Au final, la société contractante faisait assigner la société de téléphonie afin de voir prononcer la nullité de ces contrats et solliciter le paiement de dommages et intérêts.
La Cour d’Appel de PARIS, dans un Arrêt du 31 janvier 2013, va faire droit à cette demande.
En effet, la Cour d’Appel va considérer que si la commerciale de la société de téléphonie avait pu se méprendre sur les pouvoirs dont disposait le comptable d’engager la société qui l’emploie, la société, quant à elle, ne pouvait ignorer qu’un comptable n’a, sauf, délégation spécifique, pas le pouvoir d’engager la société qui l’emploie et que, quand bien même, le fait que l’autorisation bancaire dûment signée par la Directrice Générale de la société ait été retournée à la société de téléphonie et ait pu entretenir un doute sur la validité des engagements pris pour la société, ce doute avait été totalement dissipé 10 jours plus tard lorsque la société indiquait à son cocontractant que le comptable ne disposait d’aucun pouvoir.
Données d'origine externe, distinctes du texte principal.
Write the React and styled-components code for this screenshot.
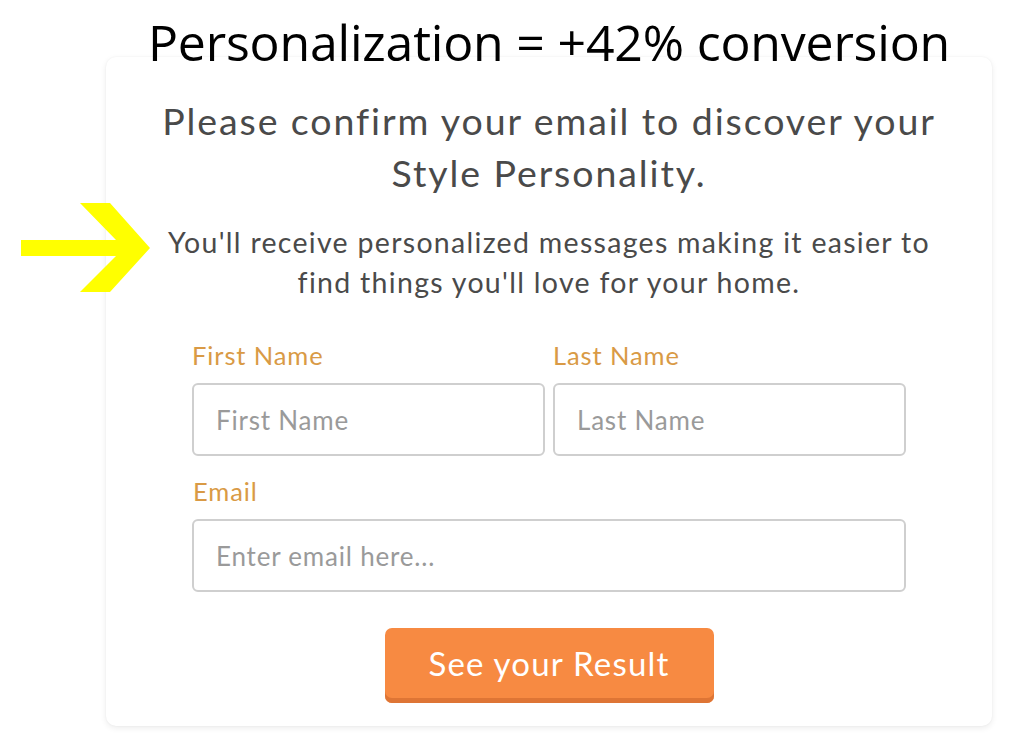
import React from "react";
import styled, { createGlobalStyle } from "styled-components";

const Global = createGlobalStyle`
  html, body { margin: 0; padding: 0; background: #fff; }
  body { font-family: "Lato", "Open Sans", sans-serif; }
  * { box-sizing: border-box; }
`;

const Page = styled.div`
  position: relative;
  width: 1024px;
  height: 753px;
  overflow: hidden;
  padding: 0 32px 0 106px;
  display: flex;
  flex-direction: column;
`;

const Headline = styled.h1`
  margin: 0;
  height: 57px;
  position: relative;
  z-index: 2;
  font-family: "Open Sans", sans-serif;
  font-weight: 400;
  font-size: 50px;
  line-height: 84px;
  letter-spacing: -0.2px;
  color: #000;
  text-align: center;
  white-space: nowrap;
`;

const Card = styled.div`
  width: 886px;
  height: 669px;
  background: #fff;
  border-radius: 10px;
  box-shadow: 0 2px 6px rgba(0, 0, 0, 0.08), 0 0 2px rgba(0, 0, 0, 0.05);
  display: flex;
  flex-direction: column;
  align-items: center;
  padding-top: 38px;
`;

const Lead = styled.p`
  margin: 0;
  font-family: "Lato", sans-serif;
  font-size: 37.5px;
  line-height: 52px;
  letter-spacing: 1.9px;
  color: #4a4a4a;
  text-align: center;
  width: 860px;
  white-space: nowrap;
`;

const Sub = styled.p`
  margin: 23px 0 0;
  font-family: "Lato", sans-serif;
  font-size: 28.5px;
  line-height: 40px;
  letter-spacing: 1.3px;
  color: #4a4a4a;
  text-align: center;
  width: 860px;
  white-space: nowrap;
`;

const Form = styled.form`
  width: 714px;
  margin-top: 38px;
  display: flex;
  flex-direction: column;
`;

const Row = styled.div`
  display: grid;
  grid-template-columns: ${(p) => p.$cols || "1fr"};
  column-gap: 8px;
  margin-top: ${(p) => p.$mt || 0}px;
`;

const Field = styled.div`
  display: flex;
  flex-direction: column;
`;

const Label = styled.label`
  font-family: "Lato", sans-serif;
  font-size: 25.5px;
  line-height: 30px;
  letter-spacing: 0.9px;
  color: #d99a45;
  margin-bottom: 13px;
  padding-left: ${(p) => p.$indent || 0}px;
`;

const Input = styled.input`
  height: 73px;
  width: 100%;
  border: 2px solid #cfcfcf;
  border-radius: 6px;
  padding: 0 22px;
  font-family: "Lato", sans-serif;
  font-size: 26px;
  letter-spacing: 0.8px;
  color: #333;
  background: #fff;
  outline: none;
  &::placeholder { color: #9a9a9a; }
`;

const ButtonWrap = styled.div`
  display: flex;
  justify-content: center;
  margin-top: 36px;
`;

const Button = styled.button`
  width: 329px;
  height: 75px;
  border: none;
  border-radius: 7px;
  background: #f78a42;
  box-shadow: inset 0 -5px 0 #de7535;
  color: #fff;
  font-family: "Lato", sans-serif;
  font-size: 33px;
  letter-spacing: 1.2px;
  padding-bottom: 6px;
  cursor: pointer;
`;

const Arrow = styled.svg`
  position: absolute;
  left: 20px;
  top: 202px;
  z-index: 3;
`;

export default function App() {
  return (
    <>
      <Global />
      <Page>
        <Headline>Personalization = +42% conversion</Headline>
        <Card>
          <Lead>
            Please confirm your email to discover your
            <br />
            Style Personality.
          </Lead>
          <Sub>
            You'll receive personalized messages making it easier to
            <br />
            find things you'll love for your home.
          </Sub>
          <Form onSubmit={(e) => e.preventDefault()}>
            <Row $cols="1fr 1fr">
              <Field>
                <Label>First Name</Label>
                <Input placeholder="First Name" />
              </Field>
              <Field>
                <Label>Last Name</Label>
                <Input placeholder="Last Name" />
              </Field>
            </Row>
            <Row $mt={20}>
              <Field>
                <Label $indent={1}>Email</Label>
                <Input placeholder="Enter email here..." />
              </Field>
            </Row>
            <ButtonWrap>
              <Button type="submit">See your Result</Button>
            </ButtonWrap>
          </Form>
        </Card>
        <Arrow width="132" height="92" viewBox="0 0 132 92">
          <polygon
            fill="#ffff00"
            points="1,38 96,38 60,1 90,1 130,46 90,90 60,90 96,54 1,54"
          />
        </Arrow>
      </Page>
    </>
  );
}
Par suite, la Cour d’Appel va considérer que les contrats signés sont nuls et que la société de téléphonie n’avait pu légitimement se méprendre sur l’étendue des pouvoirs du signataire, ni donc se prévaloir d’un mandat apparent et demander néanmoins l’exécution des contrats.
Par ailleurs, la Cour d’Appel va également retenir que la société de téléphonie ayant adopté une attitude agressive en usant de méthodes commerciales litigieuses, en s’empressant d’exécuter un contrat qui était manifestement nul, et, en particulier, en ayant fait désactiver les lignes téléphoniques de la société auprès de son ancien opérateur, elle estime que ces divers agissements ont causé un préjudice résultant de la désorganisation de l’entreprise, de sorte qu’elle condamne la société de téléphonie à des dommages et intérêts.
Ensuite de cette décision, la société de téléphonie se pourvoit en Cassation.
A l’appui de son pourvoi, elle fait valoir que si au moment de la signature des contrats, le comptable ne détenait pas un mandat express ou tacite, la signature de l’autorisation bancaire par la Directrice Générale de la société, ainsi que l’envoi de ces documents à la société de téléphonie, emportaient ratification des conventions et par conséquent un mandat rétroactif.
La société de téléphonie prétend également que la signature de
l’autorisation de prélèvement par la signature de la Directrice Générale de la société, emportait reconnaissance de la capacité du comptable à contracter au nom de la société.
Mais la Haute Cour, dans l’Arrêt précité du 03 juin 2014, ne va pas accueillir cette argumentation.
Rappelant tout d’abord que l’appréciation des faits et circonstances qui révèlent la ratification par le mandant des actes accomplis par le mandataire, relève du pouvoir souverain des Juges du fond, la Chambre Commerciale va souligner que l’Arrêt relève qu’en principe, seul le Directeur Général d’une société et ses délégataires peuvent valablement contracter au nom de celle-ci et que la société de téléphonie ne pouvait ignorer qu’un comptable n’a pas, sauf délégation spécifique, le pouvoir d’engager la société qui l’emploie, et que l’Arrêt relève, en outre, que si l’envoi par le comptable, le lendemain de la signature des contrats, de l’autorisation bancaire dûment signée par la Directrice Générale de la société a pu entretenir un doute sur la validité des engagements, ce doute a été totalement dissipé 10 jours plus tard par la lettre selon laquelle la société indiquait que son comptable ne disposait d’aucun pouvoir de l’engager et demandait, avant validation de ces engagements, à connaître le contenu des contrats dont elle ne détenait aucune copie.
En conséquence, la Chambre Commerciale considère que le moyen n’est pas fondé et rejette le pourvoi.